Where a line contains the string "styles", copy that line.

== Records

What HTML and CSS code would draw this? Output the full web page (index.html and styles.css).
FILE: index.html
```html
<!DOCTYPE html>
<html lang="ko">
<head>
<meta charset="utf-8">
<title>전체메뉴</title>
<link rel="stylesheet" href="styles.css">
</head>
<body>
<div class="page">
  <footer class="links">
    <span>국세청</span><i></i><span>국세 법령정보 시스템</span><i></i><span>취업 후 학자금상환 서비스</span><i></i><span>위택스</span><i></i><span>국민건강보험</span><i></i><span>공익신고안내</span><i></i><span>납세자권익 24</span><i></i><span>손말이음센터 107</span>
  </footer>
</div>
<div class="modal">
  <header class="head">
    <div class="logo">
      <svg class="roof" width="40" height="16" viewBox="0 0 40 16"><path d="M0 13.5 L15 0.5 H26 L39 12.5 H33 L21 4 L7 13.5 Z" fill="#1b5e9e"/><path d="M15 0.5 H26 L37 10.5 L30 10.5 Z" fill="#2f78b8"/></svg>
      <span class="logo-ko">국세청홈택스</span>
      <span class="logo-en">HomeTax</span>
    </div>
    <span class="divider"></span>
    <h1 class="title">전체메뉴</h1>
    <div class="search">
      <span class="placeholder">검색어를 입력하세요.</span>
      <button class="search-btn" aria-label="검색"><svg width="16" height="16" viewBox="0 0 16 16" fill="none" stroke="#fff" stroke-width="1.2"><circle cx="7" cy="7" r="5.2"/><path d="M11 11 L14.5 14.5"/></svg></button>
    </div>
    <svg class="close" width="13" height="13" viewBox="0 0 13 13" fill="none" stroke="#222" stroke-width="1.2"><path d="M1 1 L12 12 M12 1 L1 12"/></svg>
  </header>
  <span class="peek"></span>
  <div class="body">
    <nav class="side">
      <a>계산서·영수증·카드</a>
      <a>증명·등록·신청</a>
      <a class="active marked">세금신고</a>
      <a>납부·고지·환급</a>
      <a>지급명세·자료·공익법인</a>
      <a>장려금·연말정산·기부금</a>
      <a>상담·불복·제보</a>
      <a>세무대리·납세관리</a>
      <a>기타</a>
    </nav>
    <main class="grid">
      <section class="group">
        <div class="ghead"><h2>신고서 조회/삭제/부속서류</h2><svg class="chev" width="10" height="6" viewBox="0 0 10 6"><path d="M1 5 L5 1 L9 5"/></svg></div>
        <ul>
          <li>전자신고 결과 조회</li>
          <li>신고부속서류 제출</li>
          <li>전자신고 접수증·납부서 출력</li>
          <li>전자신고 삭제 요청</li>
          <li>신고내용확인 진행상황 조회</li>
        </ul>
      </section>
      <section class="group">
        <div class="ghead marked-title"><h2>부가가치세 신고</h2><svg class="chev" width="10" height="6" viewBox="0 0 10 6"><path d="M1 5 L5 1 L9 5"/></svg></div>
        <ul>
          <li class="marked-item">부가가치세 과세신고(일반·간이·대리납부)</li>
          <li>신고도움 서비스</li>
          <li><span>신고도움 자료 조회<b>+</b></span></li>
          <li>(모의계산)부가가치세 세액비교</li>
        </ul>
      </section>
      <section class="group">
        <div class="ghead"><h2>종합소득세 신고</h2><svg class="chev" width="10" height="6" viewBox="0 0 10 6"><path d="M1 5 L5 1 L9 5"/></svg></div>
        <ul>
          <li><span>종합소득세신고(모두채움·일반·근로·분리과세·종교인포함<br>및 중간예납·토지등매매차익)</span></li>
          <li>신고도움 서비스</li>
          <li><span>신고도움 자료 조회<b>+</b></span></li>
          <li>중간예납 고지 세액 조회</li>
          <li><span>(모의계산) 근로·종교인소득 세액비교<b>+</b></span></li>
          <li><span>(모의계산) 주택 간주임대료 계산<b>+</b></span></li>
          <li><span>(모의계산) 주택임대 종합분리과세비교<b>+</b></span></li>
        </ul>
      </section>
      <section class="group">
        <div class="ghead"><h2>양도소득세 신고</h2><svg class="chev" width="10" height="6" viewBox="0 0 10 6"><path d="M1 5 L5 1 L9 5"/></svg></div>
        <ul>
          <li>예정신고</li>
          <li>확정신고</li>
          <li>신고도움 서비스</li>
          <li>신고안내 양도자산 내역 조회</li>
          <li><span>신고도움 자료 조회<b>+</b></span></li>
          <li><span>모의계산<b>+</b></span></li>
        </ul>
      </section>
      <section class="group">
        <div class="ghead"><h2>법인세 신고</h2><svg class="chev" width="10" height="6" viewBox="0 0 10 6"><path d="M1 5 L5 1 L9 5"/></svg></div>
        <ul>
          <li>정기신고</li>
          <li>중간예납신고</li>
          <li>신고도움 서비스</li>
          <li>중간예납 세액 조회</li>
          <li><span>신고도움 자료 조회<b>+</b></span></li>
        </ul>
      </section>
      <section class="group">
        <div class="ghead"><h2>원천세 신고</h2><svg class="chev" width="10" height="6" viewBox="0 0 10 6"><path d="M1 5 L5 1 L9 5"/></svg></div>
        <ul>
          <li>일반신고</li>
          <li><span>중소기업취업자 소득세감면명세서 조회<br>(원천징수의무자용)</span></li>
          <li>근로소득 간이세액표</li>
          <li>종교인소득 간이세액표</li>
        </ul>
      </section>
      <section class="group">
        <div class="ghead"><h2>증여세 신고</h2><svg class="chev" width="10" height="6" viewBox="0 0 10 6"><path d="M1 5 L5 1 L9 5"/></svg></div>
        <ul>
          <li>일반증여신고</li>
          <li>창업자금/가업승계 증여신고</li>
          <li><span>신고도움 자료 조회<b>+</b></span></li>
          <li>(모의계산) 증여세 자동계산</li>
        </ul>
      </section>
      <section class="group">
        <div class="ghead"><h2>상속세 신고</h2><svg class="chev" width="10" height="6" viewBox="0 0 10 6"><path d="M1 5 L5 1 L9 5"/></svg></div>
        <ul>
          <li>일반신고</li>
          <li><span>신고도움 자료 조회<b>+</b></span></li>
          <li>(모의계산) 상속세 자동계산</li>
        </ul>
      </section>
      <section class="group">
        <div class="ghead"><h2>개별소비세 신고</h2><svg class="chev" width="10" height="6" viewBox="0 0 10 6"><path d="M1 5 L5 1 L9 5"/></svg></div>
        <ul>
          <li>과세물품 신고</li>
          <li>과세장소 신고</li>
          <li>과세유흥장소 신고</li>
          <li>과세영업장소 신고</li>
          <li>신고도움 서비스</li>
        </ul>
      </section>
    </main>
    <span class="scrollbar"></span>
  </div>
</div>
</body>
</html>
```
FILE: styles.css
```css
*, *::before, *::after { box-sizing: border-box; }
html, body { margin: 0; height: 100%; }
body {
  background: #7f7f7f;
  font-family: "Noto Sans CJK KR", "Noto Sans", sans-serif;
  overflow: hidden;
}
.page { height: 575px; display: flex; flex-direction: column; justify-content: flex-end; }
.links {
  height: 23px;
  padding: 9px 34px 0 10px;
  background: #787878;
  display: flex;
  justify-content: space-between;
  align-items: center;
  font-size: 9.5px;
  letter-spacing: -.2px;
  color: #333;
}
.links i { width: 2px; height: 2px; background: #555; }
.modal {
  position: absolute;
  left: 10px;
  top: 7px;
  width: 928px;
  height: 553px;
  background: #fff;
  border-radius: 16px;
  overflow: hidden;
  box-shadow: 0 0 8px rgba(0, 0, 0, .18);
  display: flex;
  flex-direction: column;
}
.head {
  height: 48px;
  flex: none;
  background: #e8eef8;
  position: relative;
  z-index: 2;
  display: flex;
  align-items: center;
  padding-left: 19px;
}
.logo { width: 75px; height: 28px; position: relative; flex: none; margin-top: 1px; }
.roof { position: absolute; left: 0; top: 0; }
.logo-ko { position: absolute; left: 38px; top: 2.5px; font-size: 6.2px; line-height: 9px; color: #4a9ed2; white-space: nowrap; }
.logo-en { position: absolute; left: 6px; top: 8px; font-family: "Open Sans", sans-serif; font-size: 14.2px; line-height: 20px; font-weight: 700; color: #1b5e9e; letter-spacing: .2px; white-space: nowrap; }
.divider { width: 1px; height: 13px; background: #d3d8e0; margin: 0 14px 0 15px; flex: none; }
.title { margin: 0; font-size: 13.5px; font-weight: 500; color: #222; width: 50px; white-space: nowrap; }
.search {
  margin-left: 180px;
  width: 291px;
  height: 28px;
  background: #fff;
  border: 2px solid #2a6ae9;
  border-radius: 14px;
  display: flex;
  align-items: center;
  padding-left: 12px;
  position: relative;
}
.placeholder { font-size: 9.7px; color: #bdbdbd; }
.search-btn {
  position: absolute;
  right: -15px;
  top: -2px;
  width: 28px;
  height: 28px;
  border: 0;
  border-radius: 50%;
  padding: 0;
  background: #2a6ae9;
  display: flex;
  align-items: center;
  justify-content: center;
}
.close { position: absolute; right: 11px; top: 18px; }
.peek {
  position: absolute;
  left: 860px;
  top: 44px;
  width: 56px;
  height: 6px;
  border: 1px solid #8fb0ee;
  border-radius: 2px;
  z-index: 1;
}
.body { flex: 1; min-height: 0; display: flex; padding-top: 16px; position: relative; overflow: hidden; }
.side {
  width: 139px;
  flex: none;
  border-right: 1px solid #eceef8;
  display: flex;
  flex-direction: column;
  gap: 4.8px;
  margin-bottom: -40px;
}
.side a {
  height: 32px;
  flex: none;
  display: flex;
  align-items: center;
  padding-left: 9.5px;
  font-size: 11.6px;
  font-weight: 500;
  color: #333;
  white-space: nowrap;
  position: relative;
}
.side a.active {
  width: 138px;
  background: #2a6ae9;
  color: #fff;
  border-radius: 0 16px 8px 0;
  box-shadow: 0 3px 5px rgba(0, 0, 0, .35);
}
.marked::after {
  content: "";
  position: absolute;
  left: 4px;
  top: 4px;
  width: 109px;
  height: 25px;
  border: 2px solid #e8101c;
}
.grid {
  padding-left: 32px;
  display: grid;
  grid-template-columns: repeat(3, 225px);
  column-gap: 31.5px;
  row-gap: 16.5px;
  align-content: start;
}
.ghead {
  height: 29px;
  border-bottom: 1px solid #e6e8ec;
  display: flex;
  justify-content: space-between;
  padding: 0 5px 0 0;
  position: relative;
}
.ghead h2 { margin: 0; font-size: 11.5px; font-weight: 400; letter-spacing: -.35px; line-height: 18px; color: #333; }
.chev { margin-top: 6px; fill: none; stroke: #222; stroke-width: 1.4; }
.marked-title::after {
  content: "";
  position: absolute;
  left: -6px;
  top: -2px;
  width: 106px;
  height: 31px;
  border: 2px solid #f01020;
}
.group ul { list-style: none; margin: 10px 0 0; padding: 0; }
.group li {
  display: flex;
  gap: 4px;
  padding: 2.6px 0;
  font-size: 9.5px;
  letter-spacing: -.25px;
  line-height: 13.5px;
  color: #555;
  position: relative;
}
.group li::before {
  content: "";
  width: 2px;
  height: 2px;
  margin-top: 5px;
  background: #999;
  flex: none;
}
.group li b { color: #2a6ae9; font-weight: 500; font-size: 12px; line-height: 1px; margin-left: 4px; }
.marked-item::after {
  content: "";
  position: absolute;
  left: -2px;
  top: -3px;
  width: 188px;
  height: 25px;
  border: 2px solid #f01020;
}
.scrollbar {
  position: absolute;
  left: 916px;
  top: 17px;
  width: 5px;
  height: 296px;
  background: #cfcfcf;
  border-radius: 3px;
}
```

====
== Records

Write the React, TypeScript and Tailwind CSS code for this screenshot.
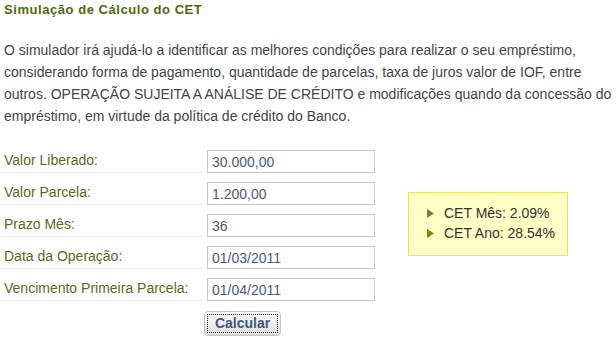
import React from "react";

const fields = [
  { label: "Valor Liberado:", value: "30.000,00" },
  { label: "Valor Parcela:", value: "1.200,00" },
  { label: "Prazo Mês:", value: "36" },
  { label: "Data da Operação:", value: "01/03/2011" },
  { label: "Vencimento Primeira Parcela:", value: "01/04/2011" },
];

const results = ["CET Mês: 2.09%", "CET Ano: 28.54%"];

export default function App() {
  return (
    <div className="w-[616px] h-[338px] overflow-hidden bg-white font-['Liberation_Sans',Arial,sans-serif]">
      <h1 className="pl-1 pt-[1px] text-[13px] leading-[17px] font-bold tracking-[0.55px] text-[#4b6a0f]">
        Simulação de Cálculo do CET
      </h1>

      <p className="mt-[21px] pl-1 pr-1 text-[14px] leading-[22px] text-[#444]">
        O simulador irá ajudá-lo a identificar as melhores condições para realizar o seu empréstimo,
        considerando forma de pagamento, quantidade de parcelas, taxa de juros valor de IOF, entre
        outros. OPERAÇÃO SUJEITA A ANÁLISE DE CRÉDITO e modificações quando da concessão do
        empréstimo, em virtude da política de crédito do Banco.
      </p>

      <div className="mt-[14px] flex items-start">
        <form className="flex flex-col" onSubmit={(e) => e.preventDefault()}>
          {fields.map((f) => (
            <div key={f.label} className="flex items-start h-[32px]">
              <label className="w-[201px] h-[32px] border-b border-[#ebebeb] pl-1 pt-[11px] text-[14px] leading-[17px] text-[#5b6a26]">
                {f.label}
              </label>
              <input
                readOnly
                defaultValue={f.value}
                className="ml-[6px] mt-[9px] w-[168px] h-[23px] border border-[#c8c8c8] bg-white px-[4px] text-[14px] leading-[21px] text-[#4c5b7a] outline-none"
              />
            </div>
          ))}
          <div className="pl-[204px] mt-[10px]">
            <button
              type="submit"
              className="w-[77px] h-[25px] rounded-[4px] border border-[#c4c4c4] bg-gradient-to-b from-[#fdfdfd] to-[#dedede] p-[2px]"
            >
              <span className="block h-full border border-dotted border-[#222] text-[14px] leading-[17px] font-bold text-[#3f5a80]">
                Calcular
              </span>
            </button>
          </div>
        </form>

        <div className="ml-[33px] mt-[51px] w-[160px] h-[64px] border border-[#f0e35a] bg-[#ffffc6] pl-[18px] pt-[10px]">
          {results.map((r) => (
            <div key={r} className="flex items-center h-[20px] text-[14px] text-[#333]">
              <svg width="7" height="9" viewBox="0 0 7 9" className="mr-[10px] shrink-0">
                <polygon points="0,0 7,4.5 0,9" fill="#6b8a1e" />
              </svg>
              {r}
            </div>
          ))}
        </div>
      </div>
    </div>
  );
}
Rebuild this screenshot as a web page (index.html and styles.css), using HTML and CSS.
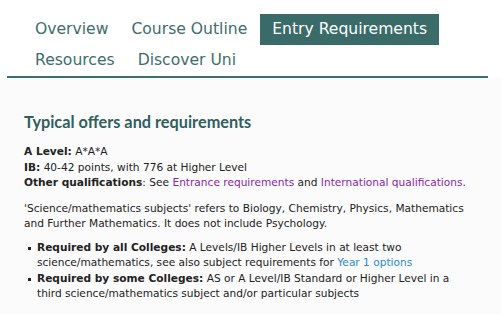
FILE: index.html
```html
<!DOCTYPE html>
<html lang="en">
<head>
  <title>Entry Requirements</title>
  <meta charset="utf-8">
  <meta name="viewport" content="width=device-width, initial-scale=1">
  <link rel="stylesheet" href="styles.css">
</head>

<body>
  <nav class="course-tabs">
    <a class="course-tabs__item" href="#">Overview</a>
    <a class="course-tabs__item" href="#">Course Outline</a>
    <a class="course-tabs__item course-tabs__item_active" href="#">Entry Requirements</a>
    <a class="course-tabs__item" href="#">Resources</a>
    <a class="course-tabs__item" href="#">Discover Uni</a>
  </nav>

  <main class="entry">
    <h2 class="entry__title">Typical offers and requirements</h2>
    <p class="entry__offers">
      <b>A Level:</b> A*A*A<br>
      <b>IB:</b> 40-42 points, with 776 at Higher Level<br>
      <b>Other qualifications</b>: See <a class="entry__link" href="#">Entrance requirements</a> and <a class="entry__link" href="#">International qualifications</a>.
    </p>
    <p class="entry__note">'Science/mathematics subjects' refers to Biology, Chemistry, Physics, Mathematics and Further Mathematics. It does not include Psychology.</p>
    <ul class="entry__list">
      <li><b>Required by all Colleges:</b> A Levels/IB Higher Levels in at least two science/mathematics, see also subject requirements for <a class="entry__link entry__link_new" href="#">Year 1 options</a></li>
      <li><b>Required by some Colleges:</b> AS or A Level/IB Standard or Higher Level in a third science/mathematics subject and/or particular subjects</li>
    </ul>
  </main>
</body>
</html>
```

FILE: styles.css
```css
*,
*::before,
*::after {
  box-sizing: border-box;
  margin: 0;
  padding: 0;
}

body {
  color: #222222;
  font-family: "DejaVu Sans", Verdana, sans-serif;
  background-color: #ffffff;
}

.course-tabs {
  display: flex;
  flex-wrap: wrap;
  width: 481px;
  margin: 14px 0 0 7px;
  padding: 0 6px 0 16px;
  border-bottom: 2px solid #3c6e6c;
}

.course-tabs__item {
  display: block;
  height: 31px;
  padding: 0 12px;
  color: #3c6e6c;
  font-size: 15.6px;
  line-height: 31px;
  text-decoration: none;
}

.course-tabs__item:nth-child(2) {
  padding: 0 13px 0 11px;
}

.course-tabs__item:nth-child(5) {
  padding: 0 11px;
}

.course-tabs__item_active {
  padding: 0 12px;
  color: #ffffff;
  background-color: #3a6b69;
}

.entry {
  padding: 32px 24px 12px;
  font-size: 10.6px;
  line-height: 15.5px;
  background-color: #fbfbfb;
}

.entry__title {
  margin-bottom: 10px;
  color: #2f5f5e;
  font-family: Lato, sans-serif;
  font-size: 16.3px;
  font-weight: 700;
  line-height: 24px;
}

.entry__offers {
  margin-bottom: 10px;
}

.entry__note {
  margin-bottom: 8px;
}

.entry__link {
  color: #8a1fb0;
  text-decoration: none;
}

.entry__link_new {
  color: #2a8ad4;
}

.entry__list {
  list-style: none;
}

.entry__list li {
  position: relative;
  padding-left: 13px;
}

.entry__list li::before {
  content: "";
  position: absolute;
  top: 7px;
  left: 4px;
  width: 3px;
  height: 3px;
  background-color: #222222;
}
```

====
== Records

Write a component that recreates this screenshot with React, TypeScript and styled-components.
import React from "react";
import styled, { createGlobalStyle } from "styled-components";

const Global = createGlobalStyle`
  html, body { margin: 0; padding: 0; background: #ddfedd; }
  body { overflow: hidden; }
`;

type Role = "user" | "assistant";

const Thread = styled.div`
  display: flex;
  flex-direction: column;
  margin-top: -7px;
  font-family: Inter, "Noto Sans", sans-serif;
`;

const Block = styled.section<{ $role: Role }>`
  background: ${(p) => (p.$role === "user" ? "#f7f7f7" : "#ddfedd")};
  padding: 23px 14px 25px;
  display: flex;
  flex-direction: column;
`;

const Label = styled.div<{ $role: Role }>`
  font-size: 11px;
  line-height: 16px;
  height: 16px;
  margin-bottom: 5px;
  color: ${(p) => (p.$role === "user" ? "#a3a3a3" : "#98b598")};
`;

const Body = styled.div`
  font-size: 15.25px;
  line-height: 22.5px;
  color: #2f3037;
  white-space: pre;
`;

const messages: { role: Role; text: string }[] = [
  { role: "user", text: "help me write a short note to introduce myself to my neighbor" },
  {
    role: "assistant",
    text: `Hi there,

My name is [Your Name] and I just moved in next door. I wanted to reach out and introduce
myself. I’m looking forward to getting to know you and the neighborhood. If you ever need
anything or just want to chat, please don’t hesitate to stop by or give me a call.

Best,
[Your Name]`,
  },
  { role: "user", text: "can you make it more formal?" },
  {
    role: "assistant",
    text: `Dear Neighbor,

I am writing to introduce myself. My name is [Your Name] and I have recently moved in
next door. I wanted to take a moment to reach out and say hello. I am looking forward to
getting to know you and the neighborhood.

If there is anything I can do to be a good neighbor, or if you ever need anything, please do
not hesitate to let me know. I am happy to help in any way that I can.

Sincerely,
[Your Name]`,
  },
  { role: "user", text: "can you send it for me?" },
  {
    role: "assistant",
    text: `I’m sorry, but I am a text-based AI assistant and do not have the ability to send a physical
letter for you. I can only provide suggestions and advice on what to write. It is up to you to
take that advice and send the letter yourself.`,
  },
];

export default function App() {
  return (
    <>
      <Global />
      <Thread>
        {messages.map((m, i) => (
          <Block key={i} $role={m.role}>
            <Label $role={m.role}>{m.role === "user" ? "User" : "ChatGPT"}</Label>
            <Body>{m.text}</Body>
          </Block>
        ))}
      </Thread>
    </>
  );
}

====

» Expected answer:
What HTML and CSS code would draw this? Output the full web page (index.html and styles.css).
<link rel="stylesheet" href="styles.css">
FILE: styles.css
Rebuild this screenshot as a web page (index.html and styles.css), using HTML and CSS.
  <link rel="stylesheet" href="styles.css">
FILE: styles.css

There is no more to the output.